Partilha 4.0
Uma, duas, três, várias vezes, logo é verdade. Mais uma vez, a mentalidade, a portuguesa. Agora, na inovação e na Indústria 4.0. Francisco Mendes, co-founder da Beeverycreative, contou ontem em Leiria, em mais uma jornada pelo país do Prémio Inovação NOS (inscrições até 31 de julho), que quando vendeu a primeira impressora 3D a um empresário do setor do calçado lhe foi pedido pelo comprador que não contasse nada a ninguém, muito menos aos seus concorrentes. Entendia este empresário que o segredo lhe conferiria uma vantagem competitiva.
Este caso é o exemplo perfeito de uma crença, errada, que existe entre muitos empresários, em vários setores de atividade. A convicção de que, logo à partida, é sempre melhor estar sozinho do que acompanhado. A mentalidade da desconfiança, do individualismo, leva a situações absurdas, como vermos duas ou mais empresas do mesmo setor a tentar, cada uma para seu lado, entrar no mesmo mercado, com todas as dificuldades que isso acalenta, ou assistir a cada uma a inovar para o seu lado. Duplicação de esforços, desperdício de recursos e perda de tempo, num momento em que a velocidade é crucial. Tudo, sem valorizar o mais importante: o resultado final e o cliente. Dois concorrentes não são dois inimigos, muito menos no meio de uma revolução, como é o caso da Indústria 4.0.
No debate de ontem em Leiria, organizado pelo Dinheiro Vivo, pela TSF e pela NOS, os vários intervenientes falaram a uma só voz. Reinaldo Coelho, da BA Vidros, Francisco Mendes, um dos fundadores da Beeverycreative, e Nuno Martinho, professor do Politécnico de Leiria, deixaram as mesmas críticas: menos competição e mais cooperação; o processo de inovação em conjunto é muito lento; não existe uma estratégia de partilha de informação; não há capacidade para confiar no colega do lado nem de acreditar que a colaboração trará benefícios para todos; a confiança entre empresários, concorrentes ou não, é ténue; e vão sendo dados passos muito pequenos.

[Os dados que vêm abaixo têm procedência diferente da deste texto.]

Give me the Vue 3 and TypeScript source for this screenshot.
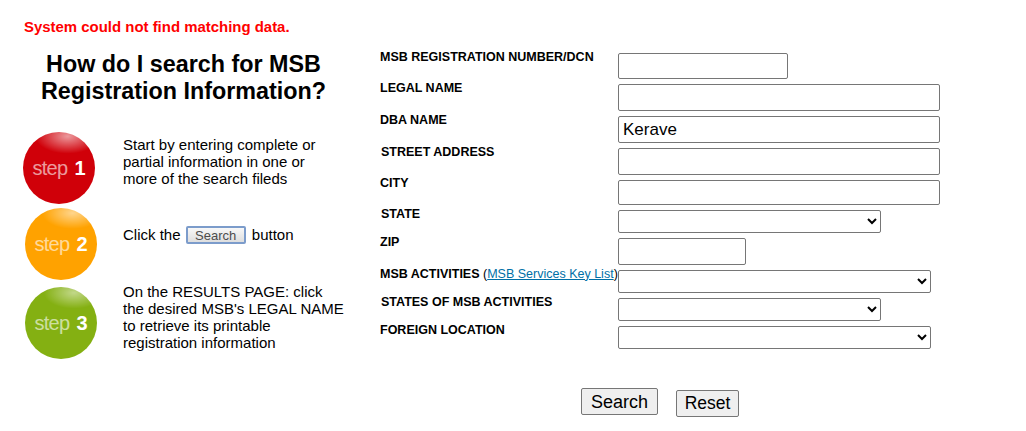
<script setup lang="ts">
interface Field {
  label: string
  kind: 'input' | 'select'
  size: string
  value?: string
  nudge?: boolean
  link?: boolean
  rowClass?: string
}

const fields: Field[] = [
  { label: 'MSB REGISTRATION NUMBER/DCN', kind: 'input', size: 'w170' },
  { label: 'LEGAL NAME', kind: 'input', size: 'w322' },
  { label: 'DBA NAME', kind: 'input', size: 'w322', value: 'Kerave' },
  { label: 'STREET ADDRESS', kind: 'input', size: 'w322', nudge: true },
  { label: 'CITY', kind: 'input', size: 'w322', rowClass: 'short' },
  { label: 'STATE', kind: 'select', size: 'w263', nudge: true },
  { label: 'ZIP', kind: 'input', size: 'w128', rowClass: 'tall' },
  { label: 'MSB ACTIVITIES', kind: 'select', size: 'w313', link: true },
  { label: 'STATES OF MSB ACTIVITIES', kind: 'select', size: 'w263', nudge: true },
  { label: 'FOREIGN LOCATION', kind: 'select', size: 'w313' },
]
</script>

<template>
  <main class="page">
    <section class="help">
      <p class="error">System could not find matching data.</p>
      <h1 class="title">How do I search for MSB<br />Registration Information?</h1>
      <div class="step step-one">
        <div class="ball red"><span>step</span> <b>1</b></div>
        <p class="step-text">Start by entering complete or<br />partial information in one or<br />more of the search fileds</p>
      </div>
      <div class="step step-two">
        <div class="ball orange"><span>step</span> <b>2</b></div>
        <p class="step-text">Click the <span class="mini">Search</span> button</p>
      </div>
      <div class="step step-three">
        <div class="ball green"><span>step</span> <b>3</b></div>
        <p class="step-text">On the RESULTS PAGE: click<br />the desired MSB's LEGAL NAME<br />to retrieve its printable<br />registration information</p>
      </div>
    </section>
    <form class="form" @submit.prevent>
      <div v-for="f in fields" :key="f.label" class="row" :class="[f.kind, f.rowClass]">
        <label class="label" :class="{ nudge: f.nudge }">{{ f.label }}<span v-if="f.link" class="paren"> (<a href="#" class="key">MSB Services Key List</a>)</span></label>
        <input v-if="f.kind === 'input'" class="control" :class="f.size" type="text" :value="f.value ?? ''" />
        <select v-else class="control" :class="f.size"><option></option></select>
      </div>
      <div class="actions">
        <button type="submit" class="btn search">Search</button>
        <button type="reset" class="btn reset">Reset</button>
      </div>
    </form>
  </main>
</template>

<style>
html, body { margin: 0; background: #fff; overflow: hidden; }
</style>

<style scoped>
.page {
  display: flex;
  width: 1026px;
  height: 431px;
  font-family: "Liberation Sans", Arial, sans-serif;
  color: #000;
  background: #fff;
}
.help { width: 380px; flex: none; }
.error {
  margin: 0;
  padding: 19px 0 0 24px;
  font-size: 14.95px;
  line-height: 16px;
  font-weight: 700;
  color: #f00;
}
.title {
  width: 367px;
  margin: 16px 0 0;
  font-size: 23.33px;
  line-height: 27px;
  font-weight: 700;
  text-align: center;
}
.step { display: flex; align-items: flex-start; }
.step-one { margin-top: 27px; padding-left: 23px; }
.step-two { height: 72px; margin-top: 4px; padding-left: 25px; }
.step-three { margin-top: 7px; padding-left: 25px; }
.ball {
  flex: none;
  width: 72px;
  height: 72px;
  border-radius: 50%;
  display: flex;
  align-items: center;
  justify-content: center;
  gap: 7px;
  font-size: 20px;
  color: #fff;
}
.ball span { opacity: 0.6; letter-spacing: -0.7px; }
.ball b { font-weight: 700; }
.red {
  background:
    radial-gradient(ellipse 45% 24% at 62% 6%, rgba(255,255,255,.6), rgba(255,255,255,0) 100%),
    radial-gradient(circle at 50% 50%, #d00009 0 70%, #c40008 100%);
}
.orange {
  background:
    radial-gradient(ellipse 42% 22% at 66% 7%, rgba(255,255,255,.55), rgba(255,255,255,0) 100%),
    radial-gradient(circle at 50% 50%, #ffa200 0 75%, #f79300 100%);
}
.green {
  background:
    radial-gradient(ellipse 42% 22% at 68% 8%, rgba(255,255,255,.5), rgba(255,255,255,0) 100%),
    radial-gradient(circle at 50% 50%, #84b012 0 75%, #76a60c 100%);
}
.step-text {
  margin: 0;
  font-size: 15px;
  line-height: 17px;
}
.step-one .step-text { margin: 4px 0 0 28px; }
.step-two .step-text { margin: 18px 0 0 26px; }
.step-three .step-text { margin: -4px 0 0 26px; }
.mini {
  display: inline-block;
  box-sizing: border-box;
  width: 60px;
  height: 18px;
  margin: 0 2px 0 1px;
  border: 2px solid #7c9ccb;
  border-radius: 2px;
  background: linear-gradient(#f8f8f8, #dedede);
  color: #4c4c4c;
  font-size: 13px;
  line-height: 15px;
  text-align: center;
  vertical-align: 0;
}
.form {
  flex: none;
  padding-top: 52.7px;
}
.row {
  display: flex;
  align-items: flex-start;
  height: 26.75px;
  margin-bottom: 5px;
}
.row.select { height: 23px; }
.row.short { height: 25px; }
.row.short .label { margin-top: -4px; }
.row.tall { height: 27px; }
.label {
  flex: none;
  width: 238px;
  margin-top: -3px;
  font-size: 12.5px;
  line-height: 14px;
  font-weight: 700;
  white-space: nowrap;
}
.label.nudge { margin-left: 1px; width: 237px; }
.paren { font-weight: 400; }
.key { color: #006fa6; text-decoration: underline; }
.control {
  box-sizing: border-box;
  height: 100%;
  flex: none;
  margin: 0;
  padding: 1px 4px;
  border: 1px solid #767676;
  border-radius: 2px;
  background: #fff;
  font-family: "Liberation Sans", Arial, sans-serif;
  font-size: 17px;
  color: #000;
}
.w170 { width: 170px; }
.w322 { width: 322px; }
.w263 { width: 263px; }
.w128 { width: 128px; }
.w313 { width: 313px; }
.actions {
  display: flex;
  align-items: flex-start;
  margin: 39px 0 0 201px;
  gap: 18px;
}
.btn {
  box-sizing: border-box;
  height: 27px;
  padding: 0 6px;
  border: 1px solid #767676;
  border-radius: 2px;
  background: #efefef;
  font-family: "Liberation Sans", Arial, sans-serif;
  font-size: 17.5px;
  color: #000;
}
.search { width: 77px; font-size: 18px; padding-top: 2px; }
.reset { width: 63px; margin-top: 2px; }
</style>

Para vencer o desafio da Indústria 4.0, da digitalização da indústria, é necessário tecnologia e inovação nos produtos e nos sistemas, é fundamental que as pessoas sejam queridas, mas jamais se poderá esquecer um passo, o da Partilha 4.0. Na maior fábrica da BA Vidros, em Avintes, existe um cartaz, escrito em inglês, que recorda aos trabalhadores que "impossível significa que ainda não encontrámos a solução". É disto que a indústria precisa, de soluções para os seus problemas e de acreditar que este caminho será sempre mais fácil se for acompanhado.
A recente iniciativa de João Vasconcelos, que elegeu a Indústria 4.0 como prioridade e que junta 80 empresas de diferentes setores em vários grupos de trabalho, é, em teoria, um passo importante. O poder público a fazer o que deve: juntar e conciliar interesses privados, por vezes divergentes, à volta de um objetivo nacional. Identificar problemas, encontrar as soluções e unir esforços para as aplicar com sucesso não será fácil, mas é o que se espera do secretário de Estado da Indústria.